Perhaps you could find some temporary work via the Internet – teaching English or other. If you’d be interested I could help you with some decent job search sites for S.E. Asia.

“I really want to travel before life binds me too much. I am already married and it makes things a bit more complicated in terms of moving/money/ conflicting desires etc…”

I suppose my answer to this would be homage to Nike – ‘Just do it’. My mother is in her 50’s and accepted a position in Cape Town, South Africa a few years ago. She was obviously firmly rooted to her life in the States, and yet every one of her family and friends encouraged her to go. It was as if the experience breathed fresh life and youthfulness into her – and proved to her children that there were no excuses to fear change.

“Since i have been obsessed with ‘Round the world’ trips or at least a looooong trip to Asia…”

By using the word ‘obsessed’ you’ve already expressed a deeply rooted desire – and it won’t quit until you submit. If you never take a chance, don’t you think it could morph into regret and wondering at a later time?

I’ll make this very clear – I’ve never regretted the decision to come to Indonesia.
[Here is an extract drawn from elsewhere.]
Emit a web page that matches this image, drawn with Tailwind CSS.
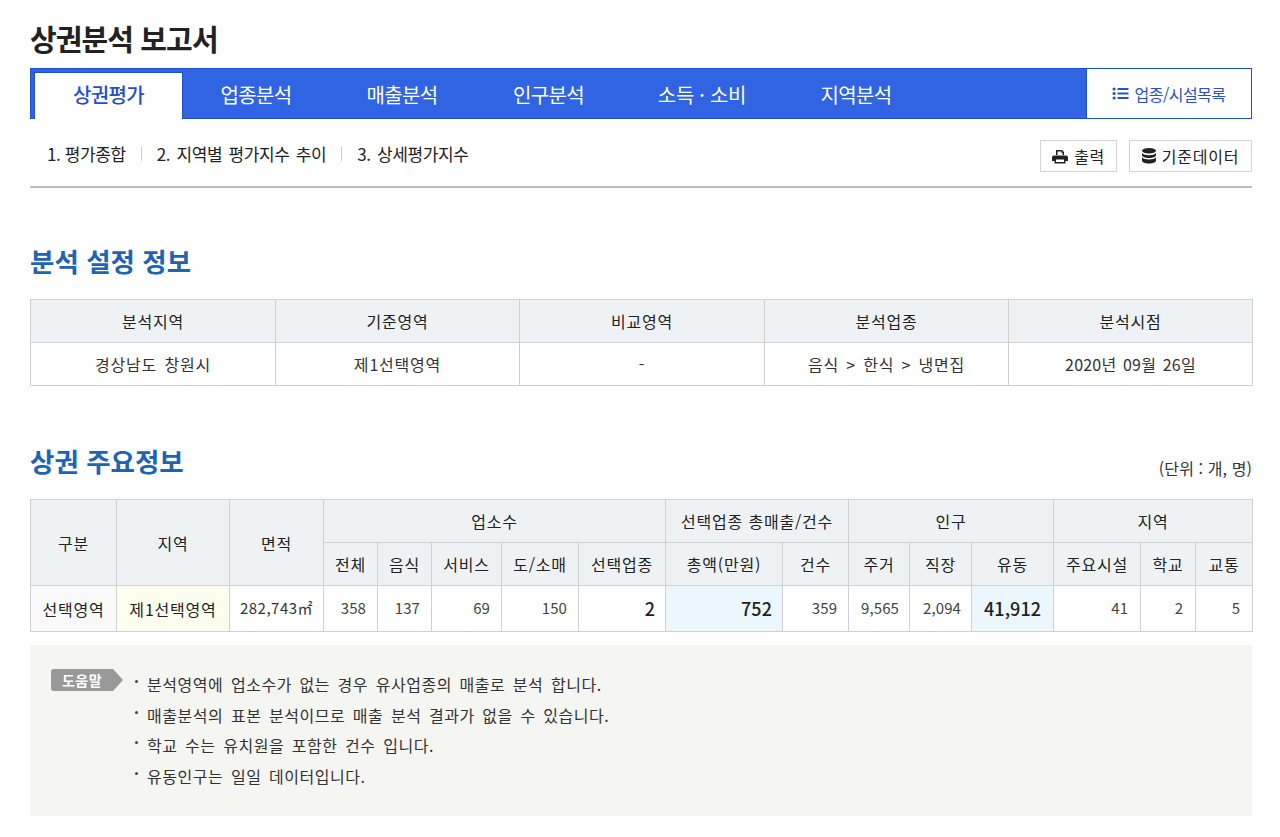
<!DOCTYPE html>
<html lang="ko">
<head>
  <meta charset="UTF-8" />
  <title>상권분석 보고서</title>
  <script src="https://cdn.jsdelivr.net/npm/@tailwindcss/browser@4"></script>
</head>
<body class="bg-white text-[#222] font-['Noto_Sans_CJK_KR','Noto_Sans',sans-serif] overflow-hidden">
<div class="w-[1222px] ml-[30px] h-[837px]">

  <h1 class="h-[68px] pt-[15px] text-[29px] leading-[46px] font-bold tracking-[-0.9px] text-[#222]">상권분석 보고서</h1>

  <!-- tabs -->
  <nav class="h-[51px] flex bg-[#3164e3] border border-[#1f50d0] pl-[3px] pt-[3px]">
    <a class="w-[149px] h-[47px] bg-white border-t border-x border-[#1f50d0] -mb-px text-[#1f4fd0] text-[20px] font-medium pb-[2px] flex items-center justify-center tracking-[-0.6px]">상권평가</a>
    <a class="w-[146px] h-[47px] text-white text-[20px] pb-[2px] flex items-center justify-center tracking-[-0.6px]">업종분석</a>
    <a class="w-[146px] h-[47px] text-white text-[20px] pb-[2px] flex items-center justify-center tracking-[-0.6px]">매출분석</a>
    <a class="w-[147px] h-[47px] text-white text-[20px] pb-[2px] flex items-center justify-center tracking-[-0.6px]">인구분석</a>
    <a class="w-[160px] h-[47px] text-white text-[20px] pb-[2px] flex items-center justify-center tracking-[-0.3px]">소득 · 소비</a>
    <a class="w-[148px] h-[47px] text-white text-[20px] pb-[2px] flex items-center justify-center tracking-[-0.6px]">지역분석</a>
    <a class="ml-auto -mt-[3px] w-[165px] h-[49px] bg-white border-l-[1px] border-[#1f50d0] flex items-center justify-center gap-[5px] text-[#2a50c8] text-[16px] tracking-[-0.5px]">
      <svg width="17" height="13" viewBox="0 0 16 13" fill="#2a50c8"><circle cx="1.6" cy="2" r="1.6"/><circle cx="1.6" cy="6.5" r="1.6"/><circle cx="1.6" cy="11" r="1.6"/><rect x="5" y="1" width="11" height="2"/><rect x="5" y="5.5" width="11" height="2"/><rect x="5" y="10" width="11" height="2"/></svg>
      업종/시설목록
    </a>
  </nav>

  <!-- sub menu -->
  <div class="h-[69px] flex items-center border-b-2 border-[#bbb] pt-[3px]">
    <ul class="flex items-center pl-[17px] text-[17px] tracking-[-0.4px] [word-spacing:2px] text-[#222]">
      <li class="[word-spacing:0px]">1. 평가종합</li>
      <li class="w-px h-[14px] bg-[#ccc] mx-[15px]"></li>
      <li>2. 지역별 평가지수 추이</li>
      <li class="w-px h-[14px] bg-[#ccc] mx-[15px]"></li>
      <li>3. 상세평가지수</li>
    </ul>
    <div class="ml-auto flex gap-[12px] mt-[4px]">
      <button class="w-[77px] h-[32px] border border-[#d4d4d4] flex items-center justify-center gap-[6px] text-[16px] text-[#222] tracking-[0.5px]">
        <svg width="16" height="15" viewBox="0 0 16 15" fill="#222"><path d="M4 1h6l2 2v3h-1.500V4H9.500V2.500h-4V6H4zM2 6.500h12a2 2 0 0 1 2 2V12h-2.500v2.500h-11V12H0V8.500a2 2 0 0 1 2-2zM4 10.500v2.500h8v-2.500z"/></svg>
        출력
      </button>
      <button class="w-[123px] h-[32px] border border-[#d4d4d4] flex items-center justify-center gap-[6px] text-[16px] text-[#222] tracking-[0.8px]">
        <svg width="14" height="16" viewBox="0 0 14 16" fill="#222"><ellipse cx="7" cy="2.800" rx="7" ry="2.800"/><path d="M0 5c1 1.600 4 2.200 7 2.200S13 6.600 14 5v2.300c0 1.500-3 2.700-7 2.700S0 8.800 0 7.300zM0 9.200c1 1.600 4 2.200 7 2.200s6-.6 7-2.200v3.400c0 1.700-3 3-7 3s-7-1.300-7-3z"/></svg>
        기준데이터
      </button>
    </div>
  </div>

  <!-- 분석 설정 정보 -->
  <h2 class="mt-[55px] h-[56px] text-[26.5px] leading-[36px] font-bold text-[#1f63b5]">분석 설정 정보</h2>
  <table class="w-full table-fixed border-collapse text-[16px] tracking-[0.8px] text-center">
    <colgroup>
      <col class="w-[245px]" /><col class="w-[244px]" /><col class="w-[245px]" /><col class="w-[244px]" /><col class="w-[244px]" />
    </colgroup>
    <tbody>
      <tr class="h-[43px] bg-[#eff2f5] font-normal">
        <th class="border border-[#cfd1d3] font-normal">분석지역</th>
        <th class="border border-[#cfd1d3] font-normal">기준영역</th>
        <th class="border border-[#cfd1d3] font-normal">비교영역</th>
        <th class="border border-[#cfd1d3] font-normal">분석업종</th>
        <th class="border border-[#cfd1d3] font-normal">분석시점</th>
      </tr>
      <tr class="h-[43px] text-[#333] [word-spacing:2px]">
        <td class="border border-[#cfd1d3]">경상남도 창원시</td>
        <td class="border border-[#cfd1d3]">제1선택영역</td>
        <td class="border border-[#cfd1d3]">-</td>
        <td class="border border-[#cfd1d3]">음식 &gt; 한식 &gt; 냉면집</td>
        <td class="border border-[#cfd1d3] tracking-[0.2px]">2020년 09월 26일</td>
      </tr>
    </tbody>
  </table>

  <!-- 상권 주요정보 -->
  <div class="mt-[53px] h-[60px] flex justify-between">
    <h2 class="text-[26.5px] leading-[44px] font-bold text-[#1f63b5]">상권 주요정보</h2>
    <span class="text-[16px] text-[#333] mt-[19px] leading-[20px] tracking-[0.1px]">(단위 : 개, 명)</span>
  </div>
  <table class="w-full table-fixed border-collapse text-[16px] tracking-[0.8px] text-center">
    <colgroup>
      <col class="w-[86px]" /><col class="w-[113px]" /><col class="w-[94px]" /><col class="w-[54px]" /><col class="w-[54px]" /><col class="w-[70px]" /><col class="w-[77px]" /><col class="w-[87px]" /><col class="w-[117px]" /><col class="w-[66px]" /><col class="w-[61px]" /><col class="w-[62px]" /><col class="w-[82px]" /><col class="w-[87px]" /><col class="w-[55px]" /><col class="w-[57px]" />
    </colgroup>
    <thead class="bg-[#eff2f5]">
      <tr class="h-[43px]">
        <th rowspan="2" class="border border-[#cfd1d3] font-normal">구분</th>
        <th rowspan="2" class="border border-[#cfd1d3] font-normal">지역</th>
        <th rowspan="2" class="border border-[#cfd1d3] font-normal">면적</th>
        <th colspan="5" class="border border-[#cfd1d3] font-normal">업소수</th>
        <th colspan="2" class="border border-[#cfd1d3] font-normal">선택업종 총매출/건수</th>
        <th colspan="3" class="border border-[#cfd1d3] font-normal">인구</th>
        <th colspan="3" class="border border-[#cfd1d3] font-normal">지역</th>
      </tr>
      <tr class="h-[43px]">
        <th class="border border-[#cfd1d3] font-normal">전체</th>
        <th class="border border-[#cfd1d3] font-normal">음식</th>
        <th class="border border-[#cfd1d3] font-normal">서비스</th>
        <th class="border border-[#cfd1d3] font-normal">도/소매</th>
        <th class="border border-[#cfd1d3] font-normal">선택업종</th>
        <th class="border border-[#cfd1d3] font-normal">총액(만원)</th>
        <th class="border border-[#cfd1d3] font-normal">건수</th>
        <th class="border border-[#cfd1d3] font-normal">주거</th>
        <th class="border border-[#cfd1d3] font-normal">직장</th>
        <th class="border border-[#cfd1d3] font-normal">유동</th>
        <th class="border border-[#cfd1d3] font-normal">주요시설</th>
        <th class="border border-[#cfd1d3] font-normal">학교</th>
        <th class="border border-[#cfd1d3] font-normal">교통</th>
      </tr>
    </thead>
    <tbody class="text-[15px] tracking-[0.1px] text-[#444]">
      <tr class="h-[46px]">
        <td class="border border-[#cfd1d3] bg-[#f9f9f9] text-[16px] tracking-[0.8px] text-[#222]">선택영역</td>
        <td class="border border-[#cfd1d3] bg-[#fefeee] text-[16px] tracking-[0.8px] text-[#222]">제1선택영역</td>
        <td class="border border-[#cfd1d3] text-[#333] tracking-[0.5px]">282,743㎡</td>
        <td class="border border-[#cfd1d3] text-right pr-[11px]">358</td>
        <td class="border border-[#cfd1d3] text-right pr-[11px]">137</td>
        <td class="border border-[#cfd1d3] text-right pr-[11px]">69</td>
        <td class="border border-[#cfd1d3] text-right pr-[11px]">150</td>
        <td class="border border-[#cfd1d3] text-right pr-[10px] text-[18px] font-medium text-[#222]">2</td>
        <td class="border border-[#cfd1d3] bg-[#ebf6fd] text-right pr-[10px] text-[18px] font-medium text-[#222]">752</td>
        <td class="border border-[#cfd1d3] text-right pr-[11px]">359</td>
        <td class="border border-[#cfd1d3] text-right pr-[10px]">9,565</td>
        <td class="border border-[#cfd1d3] text-right pr-[10px]">2,094</td>
        <td class="border border-[#cfd1d3] bg-[#ebf6fd] text-center text-[18px] font-medium text-[#222]">41,912</td>
        <td class="border border-[#cfd1d3] text-right pr-[12px]">41</td>
        <td class="border border-[#cfd1d3] text-right pr-[12px]">2</td>
        <td class="border border-[#cfd1d3] text-right pr-[12px]">5</td>
      </tr>
    </tbody>
  </table>

  <!-- 도움말 -->
  <div class="mt-[13px] h-[171px] bg-[#f5f5f1] flex pl-[21px] pt-[24px]">
    <div class="relative w-[62px] h-[22px] bg-[#999] rounded-l-[3px] text-white text-[14px] font-bold flex items-center justify-center tracking-[0.5px]">
      도움말
      <span class="absolute left-full top-0 border-y-[11px] border-y-transparent border-l-[10px] border-l-[#999]"></span>
    </div>
    <ul class="ml-[22px] text-[16px] text-[#333] leading-[30.6px] tracking-[0.55px] [word-spacing:2.5px]">
      <li class="relative pl-[12px] before:content-[''] before:absolute before:left-0 before:top-[11px] before:w-[3px] before:h-[3px] before:rounded-full before:bg-[#444]">분석영역에 업소수가 없는 경우 유사업종의 매출로 분석 합니다.</li>
      <li class="relative pl-[12px] before:content-[''] before:absolute before:left-0 before:top-[11px] before:w-[3px] before:h-[3px] before:rounded-full before:bg-[#444]">매출분석의 표본 분석이므로 매출 분석 결과가 없을 수 있습니다.</li>
      <li class="relative pl-[12px] before:content-[''] before:absolute before:left-0 before:top-[11px] before:w-[3px] before:h-[3px] before:rounded-full before:bg-[#444]">학교 수는 유치원을 포함한 건수 입니다.</li>
      <li class="relative pl-[12px] before:content-[''] before:absolute before:left-0 before:top-[11px] before:w-[3px] before:h-[3px] before:rounded-full before:bg-[#444]">유동인구는 일일 데이터입니다.</li>
    </ul>
  </div>
</div>
</body>
</html>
I’ve experienced hardships, difficulties, and rampant frustrations (evident in my old posts), but they are more than balanced out in the end. There has been no time in the past three years in which I held regret about coming here. I will remain here for a little more than one year longer – but will forever hold a connection to Indonesia and her people. This entire experience has altered the entire course of my future – and I’m forever grateful for that. The astonishing things I’ve experienced, the variety of places I’ve seen, and the people I’ve encountered have etched everlasting memories upon every level of my being.